- _WRITTEN EXERCISE_:
The answer is one number: how many lines in the data below hold "this".

- _DATA PROVIDED_:
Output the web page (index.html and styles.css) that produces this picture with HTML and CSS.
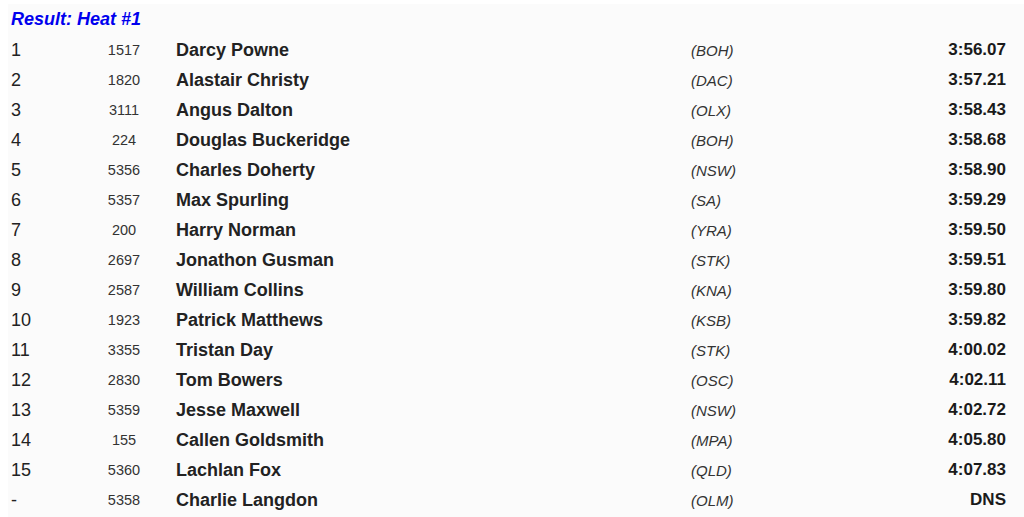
FILE: index.html
```html
<!DOCTYPE html>
<html>
<head>
<meta charset="utf-8">
<link rel="stylesheet" href="styles.css">
</head>
<body>
<div class="sheet">
  <h2 class="title">Result: Heat #1</h2>
  <table class="results">
    <tbody>
      <tr><td class="pl">1</td><td class="no">1517</td><td class="nm">Darcy Powne</td><td class="cl">(BOH)</td><td class="tm">3:56.07</td></tr>
      <tr><td class="pl">2</td><td class="no">1820</td><td class="nm">Alastair Christy</td><td class="cl">(DAC)</td><td class="tm">3:57.21</td></tr>
      <tr><td class="pl">3</td><td class="no">3111</td><td class="nm">Angus Dalton</td><td class="cl">(OLX)</td><td class="tm">3:58.43</td></tr>
      <tr><td class="pl">4</td><td class="no">224</td><td class="nm">Douglas Buckeridge</td><td class="cl">(BOH)</td><td class="tm">3:58.68</td></tr>
      <tr><td class="pl">5</td><td class="no">5356</td><td class="nm">Charles Doherty</td><td class="cl">(NSW)</td><td class="tm">3:58.90</td></tr>
      <tr><td class="pl">6</td><td class="no">5357</td><td class="nm">Max Spurling</td><td class="cl">(SA)</td><td class="tm">3:59.29</td></tr>
      <tr><td class="pl">7</td><td class="no">200</td><td class="nm">Harry Norman</td><td class="cl">(YRA)</td><td class="tm">3:59.50</td></tr>
      <tr><td class="pl">8</td><td class="no">2697</td><td class="nm">Jonathon Gusman</td><td class="cl">(STK)</td><td class="tm">3:59.51</td></tr>
      <tr><td class="pl">9</td><td class="no">2587</td><td class="nm">William Collins</td><td class="cl">(KNA)</td><td class="tm">3:59.80</td></tr>
      <tr><td class="pl">10</td><td class="no">1923</td><td class="nm">Patrick Matthews</td><td class="cl">(KSB)</td><td class="tm">3:59.82</td></tr>
      <tr><td class="pl">11</td><td class="no">3355</td><td class="nm">Tristan Day</td><td class="cl">(STK)</td><td class="tm">4:00.02</td></tr>
      <tr><td class="pl">12</td><td class="no">2830</td><td class="nm">Tom Bowers</td><td class="cl">(OSC)</td><td class="tm">4:02.11</td></tr>
      <tr><td class="pl">13</td><td class="no">5359</td><td class="nm">Jesse Maxwell</td><td class="cl">(NSW)</td><td class="tm">4:02.72</td></tr>
      <tr><td class="pl">14</td><td class="no">155</td><td class="nm">Callen Goldsmith</td><td class="cl">(MPA)</td><td class="tm">4:05.80</td></tr>
      <tr><td class="pl">15</td><td class="no">5360</td><td class="nm">Lachlan Fox</td><td class="cl">(QLD)</td><td class="tm">4:07.83</td></tr>
      <tr><td class="pl">-</td><td class="no">5358</td><td class="nm">Charlie Langdon</td><td class="cl">(OLM)</td><td class="tm">DNS</td></tr>
    </tbody>
  </table>
</div>
</body>
</html>
```
FILE: styles.css
```css
html, body {
  margin: 0;
  padding: 0;
  background: #ffffff;
}
body {
  padding: 4px 0 0 8px;
  font-family: "Liberation Sans", Arial, sans-serif;
  color: #222222;
}
.sheet {
  background: #fbfbfb;
  width: 1016px;
  padding: 0 0 10px 3px;
  box-sizing: border-box;
}
.title {
  margin: 0;
  padding-top: 2px;
  height: 31px;
  box-sizing: border-box;
  font-size: 18px;
  font-weight: bold;
  font-style: italic;
  color: #0000ee;
  line-height: 26px;
}
.results {
  border-collapse: collapse;
  width: 995px;
}
.results td {
  height: 30px;
  padding: 0;
  vertical-align: middle;
}
.pl {
  width: 80px;
  font-size: 18px;
  color: #222;
}
.no {
  width: 66px;
  font-size: 14.5px;
  text-align: center;
  color: #333;
}
.results td.nm {
  width: 515px;
  padding-left: 19px;
  font-size: 18px;
  font-weight: bold;
  color: #222;
}
.cl {
  width: 150px;
  font-size: 15px;
  font-style: italic;
  color: #333;
}
.tm {
  text-align: right;
  font-size: 17px;
  font-weight: bold;
  color: #1a1a1a;
}
```
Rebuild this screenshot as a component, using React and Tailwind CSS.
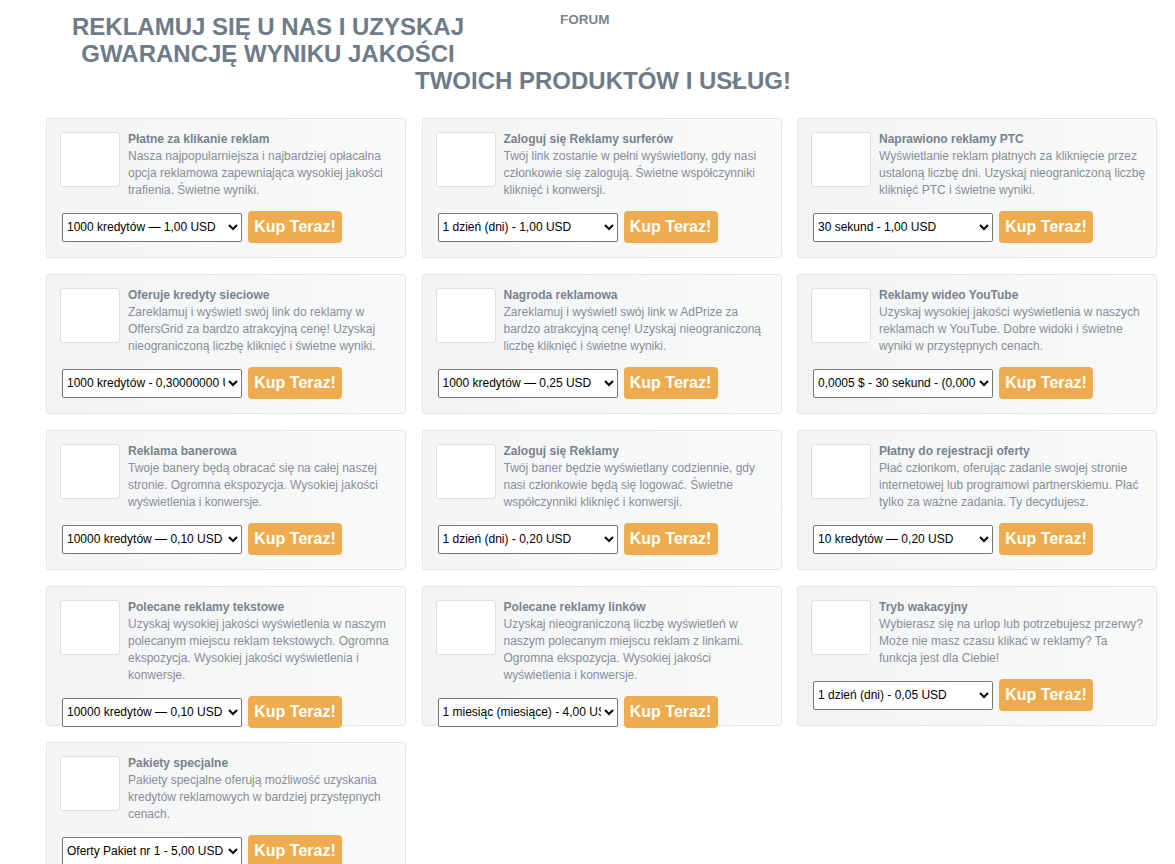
const offers = [
  {
    title: "Płatne za klikanie reklam",
    text: "Nasza najpopularniejsza i najbardziej opłacalna opcja reklamowa zapewniająca wysokiej jakości trafienia. Świetne wyniki.",
    option: "1000 kredytów — 1,00 USD",
  },
  {
    title: "Zaloguj się Reklamy surferów",
    text: "Twój link zostanie w pełni wyświetlony, gdy nasi członkowie się zalogują. Świetne współczynniki kliknięć i konwersji.",
    option: "1 dzień (dni) - 1,00 USD",
  },
  {
    title: "Naprawiono reklamy PTC",
    text: "Wyświetlanie reklam płatnych za kliknięcie przez ustaloną liczbę dni. Uzyskaj nieograniczoną liczbę kliknięć PTC i świetne wyniki.",
    option: "30 sekund - 1,00 USD",
  },
  {
    title: "Oferuje kredyty sieciowe",
    text: "Zareklamuj i wyświetl swój link do reklamy w OffersGrid za bardzo atrakcyjną cenę! Uzyskaj nieograniczoną liczbę kliknięć i świetne wyniki.",
    option: "1000 kredytów - 0,30000000 USD",
  },
  {
    title: "Nagroda reklamowa",
    text: "Zareklamuj i wyświetl swój link w AdPrize za bardzo atrakcyjną cenę! Uzyskaj nieograniczoną liczbę kliknięć i świetne wyniki.",
    option: "1000 kredytów — 0,25 USD",
  },
  {
    title: "Reklamy wideo YouTube",
    text: "Uzyskaj wysokiej jakości wyświetlenia w naszych reklamach w YouTube. Dobre widoki i świetne wyniki w przystępnych cenach.",
    option: "0,0005 $ - 30 sekund - (0,0005 USD)",
  },
  {
    title: "Reklama banerowa",
    text: "Twoje banery będą obracać się na całej naszej stronie. Ogromna ekspozycja. Wysokiej jakości wyświetlenia i konwersje.",
    option: "10000 kredytów — 0,10 USD",
  },
  {
    title: "Zaloguj się Reklamy",
    text: "Twój baner będzie wyświetlany codziennie, gdy nasi członkowie będą się logować. Świetne współczynniki kliknięć i konwersji.",
    option: "1 dzień (dni) - 0,20 USD",
  },
  {
    title: "Płatny do rejestracji oferty",
    text: "Płać członkom, oferując zadanie swojej stronie internetowej lub programowi partnerskiemu. Płać tylko za ważne zadania. Ty decydujesz.",
    option: "10 kredytów — 0,20 USD",
  },
  {
    title: "Polecane reklamy tekstowe",
    text: "Uzyskaj wysokiej jakości wyświetlenia w naszym polecanym miejscu reklam tekstowych. Ogromna ekspozycja. Wysokiej jakości wyświetlenia i konwersje.",
    option: "10000 kredytów — 0,10 USD",
  },
  {
    title: "Polecane reklamy linków",
    text: "Uzyskaj nieograniczoną liczbę wyświetleń w naszym polecanym miejscu reklam z linkami. Ogromna ekspozycja. Wysokiej jakości wyświetlenia i konwersje.",
    option: "1 miesiąc (miesiące) - 4,00 USD",
  },
  {
    title: "Tryb wakacyjny",
    text: "Wybierasz się na urlop lub potrzebujesz przerwy? Może nie masz czasu klikać w reklamy? Ta funkcja jest dla Ciebie!",
    option: "1 dzień (dni) - 0,05 USD",
  },
  {
    title: "Pakiety specjalne",
    text: "Pakiety specjalne oferują możliwość uzyskania kredytów reklamowych w bardziej przystępnych cenach.",
    option: "Oferty Pakiet nr 1 - 5,00 USD",
  },
];

const OfferCard = ({ title, text, option }) => (
  <div className="h-[140px] rounded-[3px] border border-[#e4e7ea] bg-gradient-to-r from-[#f3f4f5] to-[#f8f9f9] pl-[13px] pr-[9px] pt-[12px]">
    <div className="flex gap-[8px]">
      <div className="mt-px h-[55px] w-[60px] shrink-0 rounded-[3px] border border-[#dde1e5] bg-white"></div>
      <div className="flex-1 text-[12px] leading-[17px]">
        <p className="font-bold text-[#78838e]">{title}</p>
        <p className="text-[#868f99]">{text}</p>
      </div>
    </div>
    <div className="mt-[12px] flex items-center gap-[6px] pl-[2px]">
      <select
        defaultValue={option}
        className="h-[29px] w-[180px] rounded-[2px] border border-[#767676] bg-white text-[12px] text-black"
      >
        <option>{option}</option>
      </select>
      <button className="h-[32px] w-[94px] rounded-[4px] bg-[#efac4e] text-[16px] font-bold text-white">
        Kup Teraz!
      </button>
    </div>
  </div>
);

export default function App() {
  return (
    <div className="min-h-screen bg-white pb-10 font-['Liberation_Sans',Arial,sans-serif]">
      {/* Header */}
      <div className="flex pt-[13px]">
        <h1 className="ml-[48px] w-[440px] text-center text-[24px] font-bold leading-[27px] text-[#6e7b88]">
          REKLAMUJ SIĘ U NAS I UZYSKAJ
          <br />
          GWARANCJĘ WYNIKU JAKOŚCI
        </h1>
        <a className="ml-[72px] -mt-[2px] text-[13.5px] font-bold leading-[17px] text-[#7a8591]">
          FORUM
        </a>
      </div>
      <div className="ml-[383px] w-[440px] text-center text-[24px] font-bold leading-[27px] text-[#6e7b88]">
        TWOICH PRODUKTÓW I USŁUG!
      </div>

      {/* Offers */}
      <div className="ml-[46px] mt-[24px] grid w-[1111px] grid-cols-3 gap-x-[15.5px] gap-y-[16px]">
        {offers.map((o) => (
          <OfferCard key={o.title} {...o} />
        ))}
      </div>
    </div>
  );
}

- _RESULT BELOW_:
2